Chaque matin, le monde se réveille sur une petite dépêche ou une image éphémère dans les médias, tandis que nous vivons ici la catastrophe seconde par seconde. Nous ne perdons pas seulement nos maisons et nos proches, mais aussi notre capacité à exprimer. Les mots s’écroulent comme les maisons, et les phrases deviennent impuissantes face à la réalité.

J’écris ces lignes en sachant que la langue est trop faible pour décrire ce que nous vivons. Mais j’essaie de vous transmettre une parcelle de cette scène : une mère qui perd son enfant sous les décombres, un homme portant le corps de son frère sur son épaule, un enfant cherchant sa poupée parmi les pierres. Ce ne sont pas des images passagères, c’est notre quotidien aujourd’hui.

Nous ne vivons pas une guerre ordinaire, mais une tentative d’effacement de tout ce qui est lié à la vie. Il n’y a pas assez d’eau, pas assez de nourriture, pas de refuge qui protège les déplacés.
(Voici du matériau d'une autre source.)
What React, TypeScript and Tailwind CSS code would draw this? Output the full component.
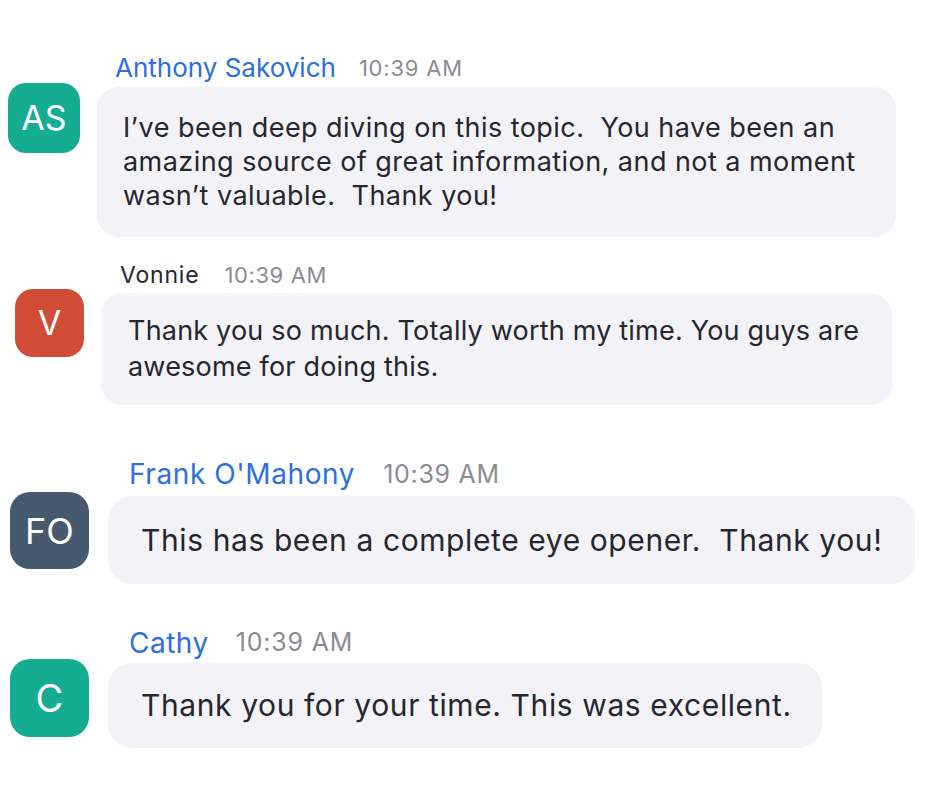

Même l’air est chargé de l’odeur de la mort. Et malgré tout, les gens tentent de résister : une mère cuisine ce qui reste pour ses enfants sur un feu de bois, un père essaie de réparer une tente fragile pour abriter sa famille de la pluie, et des jeunes fouillent les décombres à mains nues pour sauver des blessés.

Je suis l’un des fils de Gaza, et j’écris depuis le cœur de la tragédie, pour dire que ce qui se passe à Zeitoun n’est pas une scène passagère, mais un long chapitre de douleur. Ce qui se déroule ici, c’est la perte d’une ville entière et des souvenirs de générations qui ont vécu sur cette terre.

Que ces mots, même faibles, soient un pont entre nous et vous. Un pont qui porte la vérité de ce que nous vivons, jusqu’au jour où toutes les réalités seront révélées, et où vous comprendrez que ce que nous subissons dépasse tout ce que vous pouvez imaginer. Nous ne cherchons pas une compassion passagère, mais que la vérité soit racontée telle qu’elle est, sans falsification ni réduction.